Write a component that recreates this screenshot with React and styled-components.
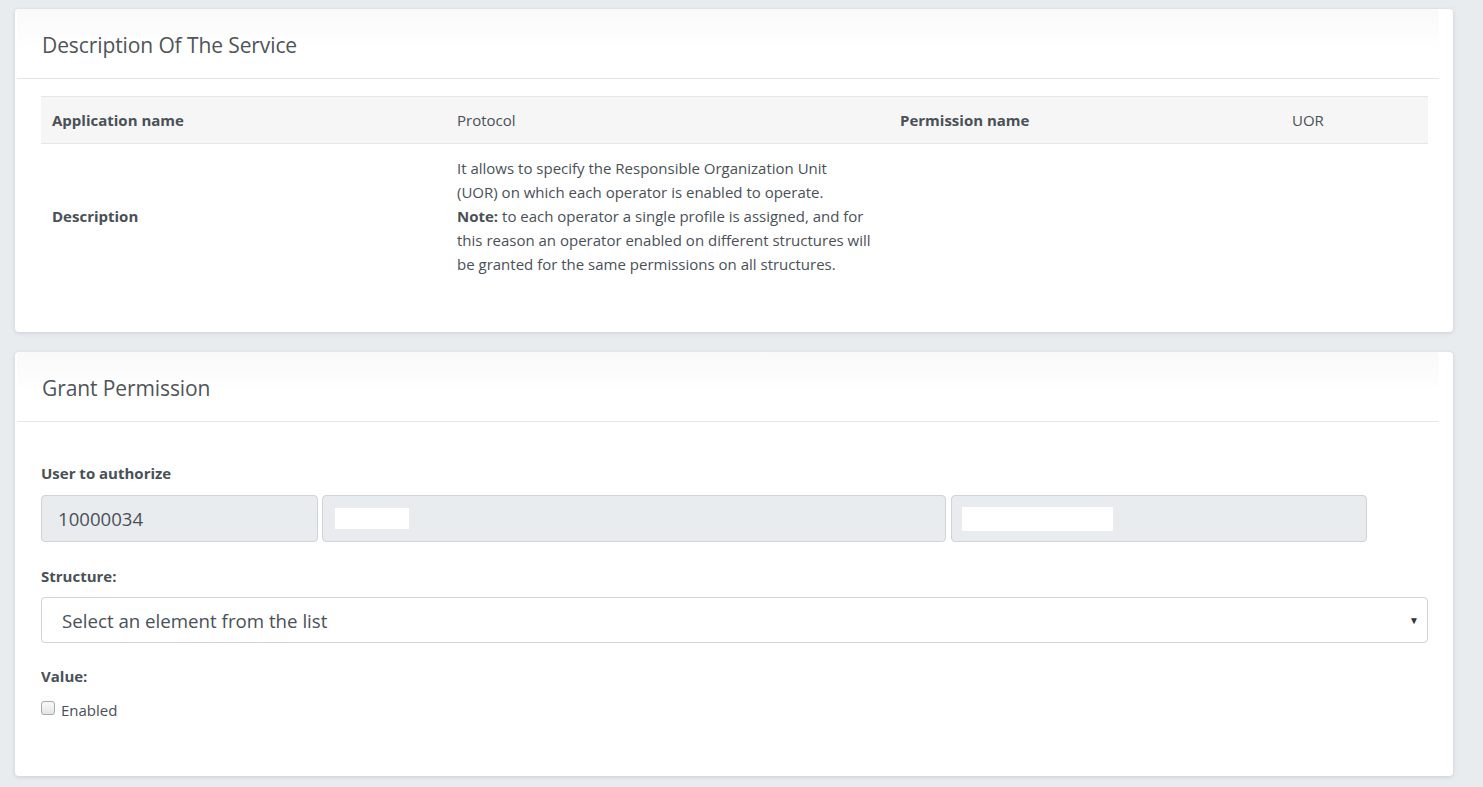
import React from 'react';
import styled, { createGlobalStyle } from 'styled-components';

const GlobalStyle = createGlobalStyle`
  html, body {
    margin: 0;
    padding: 0;
    background: #e9ecef;
    font-family: "Open Sans", "Noto Sans", sans-serif;
    color: #495057;
  }
  * { box-sizing: border-box; }
`;

const Page = styled.div`
  display: flex;
  flex-direction: column;
  gap: 20px;
  padding: 9px 30px 10px 15px;
  min-height: 787px;
`;

const Card = styled.section`
  background: #fff;
  border-radius: 4px;
  box-shadow: 0 1px 4px rgba(60, 70, 90, 0.18);
  padding-bottom: ${p => p.bottom || 40}px;
`;

const CardHeader = styled.div`
  margin: 0 14px 0 2px;
  padding: 22px 25px 0;
  height: 70px;
  border-bottom: 1px solid #e4e4f2;
  background: linear-gradient(#f9f9f9, #fff 60%);
  border-radius: 4px 4px 0 0;
`;

const Title = styled.h3`
  margin: 0;
  font-size: 21px;
  font-weight: 400;
  color: #4f5458;
  letter-spacing: -0.1px;
`;

const CardBody = styled.div`
  padding: ${p => p.pad || '17px 25px 0 26px'};
`;

const Table = styled.table`
  width: 100%;
  border-collapse: collapse;
  font-size: 15px;
  color: #495057;
`;

const Th = styled.td`
  padding: 0 11px;
  height: 47px;
  background: #f6f6f6;
  border-top: 1px solid #e6e6e6;
  border-bottom: 1px solid #e6e6e6;
  font-weight: ${p => (p.bold ? 700 : 400)};
  width: ${p => p.w}px;
  vertical-align: middle;
`;

const Td = styled.td`
  padding: 12px 11px 19px;
  vertical-align: middle;
  line-height: 24px;
  font-weight: ${p => (p.bold ? 700 : 400)};
`;

const Label = styled.div`
  font-size: 15px;
  font-weight: 700;
  color: #495057;
  margin: ${p => p.m || '0 0 10px'};
`;

const InputRow = styled.div`
  display: flex;
  gap: 4px;
  margin-bottom: 24px;
`;

const ReadOnly = styled.div`
  width: ${p => p.w}px;
  height: 47px;
  background: #e9ecef;
  border: 1px solid #ced4da;
  border-radius: 4px;
  display: flex;
  align-items: center;
  padding: 0 16px;
  font-size: 18.6px;
  color: #495057;
  ${p => p.gap ? `margin-left: ${p.gap}px;` : ''}
`;

const Redacted = styled.span`
  display: block;
  width: ${p => p.w}px;
  height: ${p => p.h}px;
  background: #fff;
  margin-left: ${p => p.ml || -4}px;
`;

const Select = styled.div`
  height: 46px;
  border: 1px solid #ced4da;
  border-radius: 4px;
  display: flex;
  align-items: center;
  justify-content: space-between;
  padding: 0 8px 0 20px;
  font-size: 18.7px;
  color: #495057;
  margin-bottom: 23px;
`;

const Caret = styled.span`
  font-size: 10px;
  color: #333;
`;

const CheckRow = styled.label`
  display: flex;
  align-items: center;
  gap: 6px;
  font-size: 15px;
  color: #495057;
`;

const Box = styled.span`
  width: 14px;
  height: 14px;
  border: 1px solid #a8a8a8;
  border-radius: 3px;
  background: linear-gradient(#fafafa, #e4e4e4);
  margin-top: -4px;
`;

export default function App() {
  return (
    <>
      <GlobalStyle />
      <Page>
        <Card bottom={37}>
          <CardHeader>
            <Title>Description Of The Service</Title>
          </CardHeader>
          <CardBody>
            <Table>
              <tbody>
                <tr>
                  <Th bold w={405}>Application name</Th>
                  <Th w={443}>Protocol</Th>
                  <Th bold w={392}>Permission name</Th>
                  <Th>UOR</Th>
                </tr>
                <tr>
                  <Td bold>Description</Td>
                  <Td>
                    It allows to specify the Responsible Organization Unit
                    <br />
                    (UOR) on which each operator is enabled to operate.
                    <br />
                    <b>Note:</b> to each operator a single profile is assigned, and for this reason an operator enabled on different structures will be granted for the same permissions on all structures.
                  </Td>
                  <Td />
                  <Td />
                </tr>
              </tbody>
            </Table>
          </CardBody>
        </Card>

        <Card bottom={56}>
          <CardHeader>
            <Title>Grant Permission</Title>
          </CardHeader>
          <CardBody pad="41px 25px 0 26px">
            <Label m="0 0 12px">User to authorize</Label>
            <InputRow>
              <ReadOnly w={277}>10000034</ReadOnly>
              <ReadOnly w={624}><Redacted w={74} h={21} ml={-4} /></ReadOnly>
              <ReadOnly w={416} gap={1}><Redacted w={151} h={24} ml={-6} /></ReadOnly>
            </InputRow>
            <Label m="0 0 11px">Structure:</Label>
            <Select>
              <span>Select an element from the list</span>
              <Caret>▼</Caret>
            </Select>
            <Label m="0 0 14px">Value:</Label>
            <CheckRow>
              <Box />
              Enabled
            </CheckRow>
          </CardBody>
        </Card>
      </Page>
    </>
  );
}
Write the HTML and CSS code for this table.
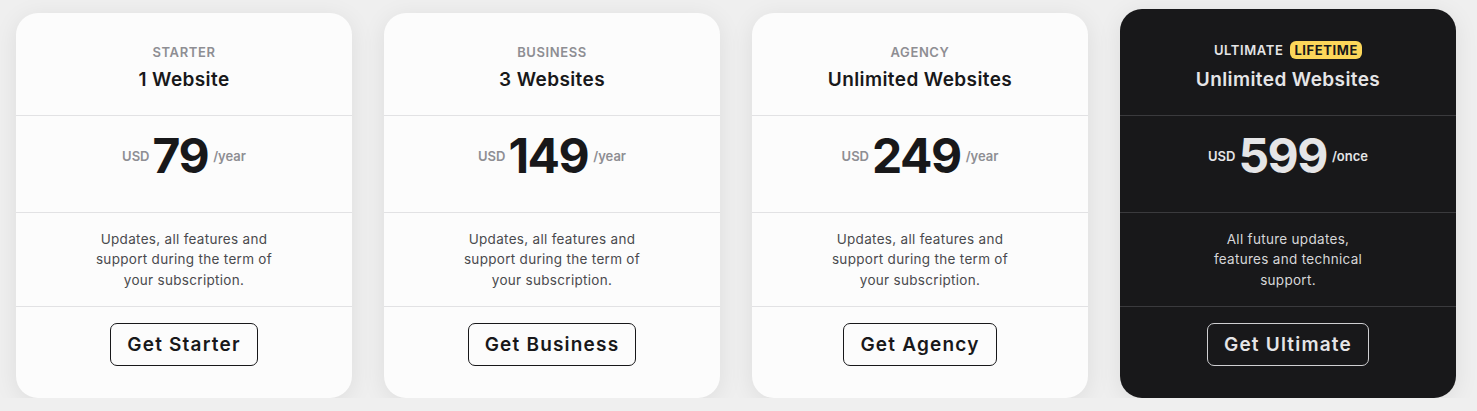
FILE: index.html
```html
<!DOCTYPE html>
<html>
<head>
<meta charset="utf-8">
<link rel="stylesheet" href="styles.css">
</head>
<body>
<div class="plans">
  <div class="card">
    <div class="sec head"><div class="label">STARTER</div><div class="title">1 Website</div></div>
    <div class="sec price"><span class="cur">USD</span><span class="amt">79</span><span class="per">/year</span></div>
    <div class="sec desc"><p>Updates, all features and support during the term of your subscription.</p></div>
    <div class="sec act"><button class="btn">Get Starter</button></div>
  </div>
  <div class="card">
    <div class="sec head"><div class="label">BUSINESS</div><div class="title">3 Websites</div></div>
    <div class="sec price"><span class="cur">USD</span><span class="amt">149</span><span class="per">/year</span></div>
    <div class="sec desc"><p>Updates, all features and support during the term of your subscription.</p></div>
    <div class="sec act"><button class="btn">Get Business</button></div>
  </div>
  <div class="card">
    <div class="sec head"><div class="label">AGENCY</div><div class="title">Unlimited Websites</div></div>
    <div class="sec price"><span class="cur">USD</span><span class="amt">249</span><span class="per">/year</span></div>
    <div class="sec desc"><p>Updates, all features and support during the term of your subscription.</p></div>
    <div class="sec act"><button class="btn">Get Agency</button></div>
  </div>
  <div class="card dark">
    <div class="sec head"><div class="label">ULTIMATE <span class="badge">LIFETIME</span></div><div class="title">Unlimited Websites</div></div>
    <div class="sec price"><span class="cur">USD</span><span class="amt">599</span><span class="per">/once</span></div>
    <div class="sec desc"><p>All future updates, features and technical support.</p></div>
    <div class="sec act"><button class="btn">Get Ultimate</button></div>
  </div>
</div>
</body>
</html>
```
FILE: styles.css
```css
* { box-sizing: border-box; }
body {
  margin: 0;
  background: #efefef;
  font-family: Inter, "Noto Sans", sans-serif;
}
.plans {
  display: flex;
  align-items: flex-end;
  gap: 32px;
  padding: 9px 16px 0;
  height: 398px;
}
.card {
  width: 336px;
  background: #fcfcfc;
  border-radius: 22px;
  box-shadow: 0 4px 24px rgba(0,0,0,0.08);
  display: flex;
  flex-direction: column;
  color: #18181a;
  overflow: hidden;
}
.sec {
  display: flex;
  flex-direction: column;
  align-items: center;
  justify-content: center;
  border-top: 1px solid #e2e2e4;
}
.sec:first-child { border-top: none; }
.head { height: 102px; padding-top: 7px; gap: 8px; }
.dark .head { height: 106px; padding-top: 7px; gap: 9px; }
.label {
  font-size: 13px;
  font-weight: 600;
  color: #8e8e93;
  letter-spacing: 0.6px;
  display: flex;
  align-items: center;
  gap: 7px;
}
.title { font-size: 19px; font-weight: 600; letter-spacing: 0.4px; }
.price {
  height: 97px;
  flex-direction: row;
  gap: 3px;
  padding-bottom: 16px;
}
.cur, .per { font-size: 13px; font-weight: 600; color: #8e8e93; }
.per { margin-left: 2px; }
.amt { font-size: 48px; font-weight: 700; letter-spacing: -1.5px; line-height: 1; }
.desc { height: 94px; padding-bottom: 0; }
.desc p {
  margin: 0;
  max-width: 196px;
  text-align: center;
  font-size: 13.5px;
  line-height: 20.5px;
  letter-spacing: 0.3px;
  color: #4a4a4e;
}
.act { height: 92px; padding-bottom: 16px; }
.btn {
  font-family: inherit;
  font-size: 19px;
  font-weight: 600;
  color: #18181a;
  background: transparent;
  border: 1px solid #18181a;
  border-radius: 7px;
  height: 43px;
  padding: 0 16px;
  letter-spacing: 1.2px;
}
.dark { background: #18181a; color: #e5e5e7; }
.dark .sec { border-top-color: #3a3a3d; }
.dark .sec:first-child { border-top: none; }
.dark .label { color: #e5e5e7; }
.dark .cur, .dark .per { color: #e5e5e7; }
.dark .desc p { color: #d6d6d8; max-width: 156px; }
.dark .btn { color: #e5e5e7; border-color: #cfcfd2; }
.badge {
  background: #fbd65a;
  color: #18181a;
  border-radius: 6px;
  padding: 1px 4px;
  font-size: 13px;
  font-weight: 700;
  letter-spacing: 0.6px;
}
```
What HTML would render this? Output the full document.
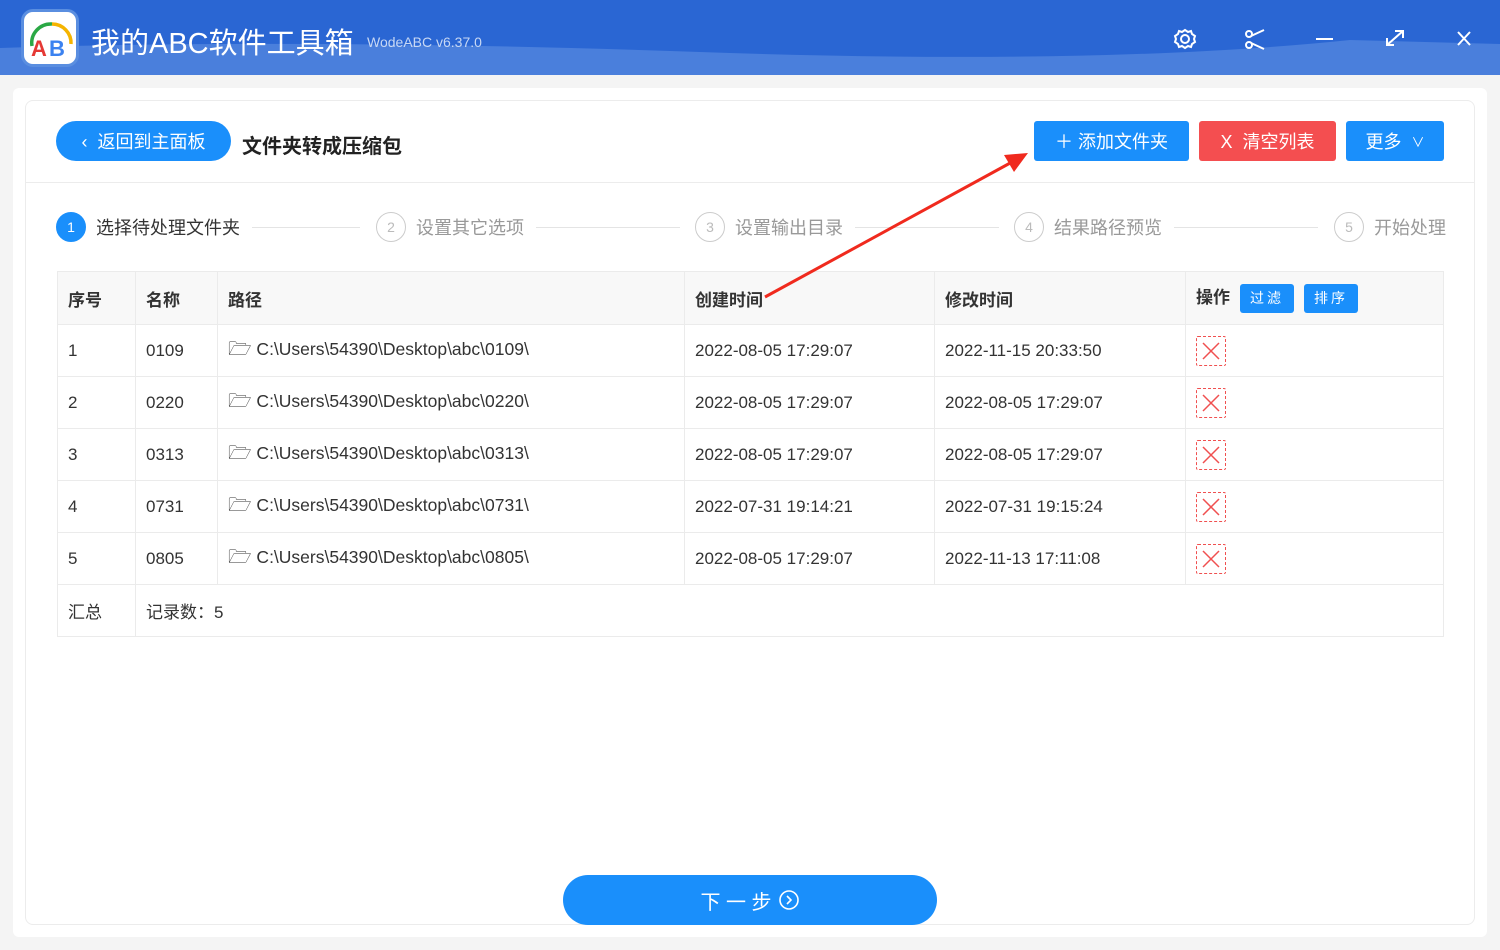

● ● ● ●

**EXERCISE BRIEF**
Return from the data every line that holds "this".

**RESULT**
Write a component that recreates this screenshot with React and styled-components.
                    <b>Note:</b> to each operator a single profile is assigned, and for this reason an operator enabled on different structures will be granted for the same permissions on all structures.
Write the HTML and CSS code for this table.
What HTML would render this? Output the full document.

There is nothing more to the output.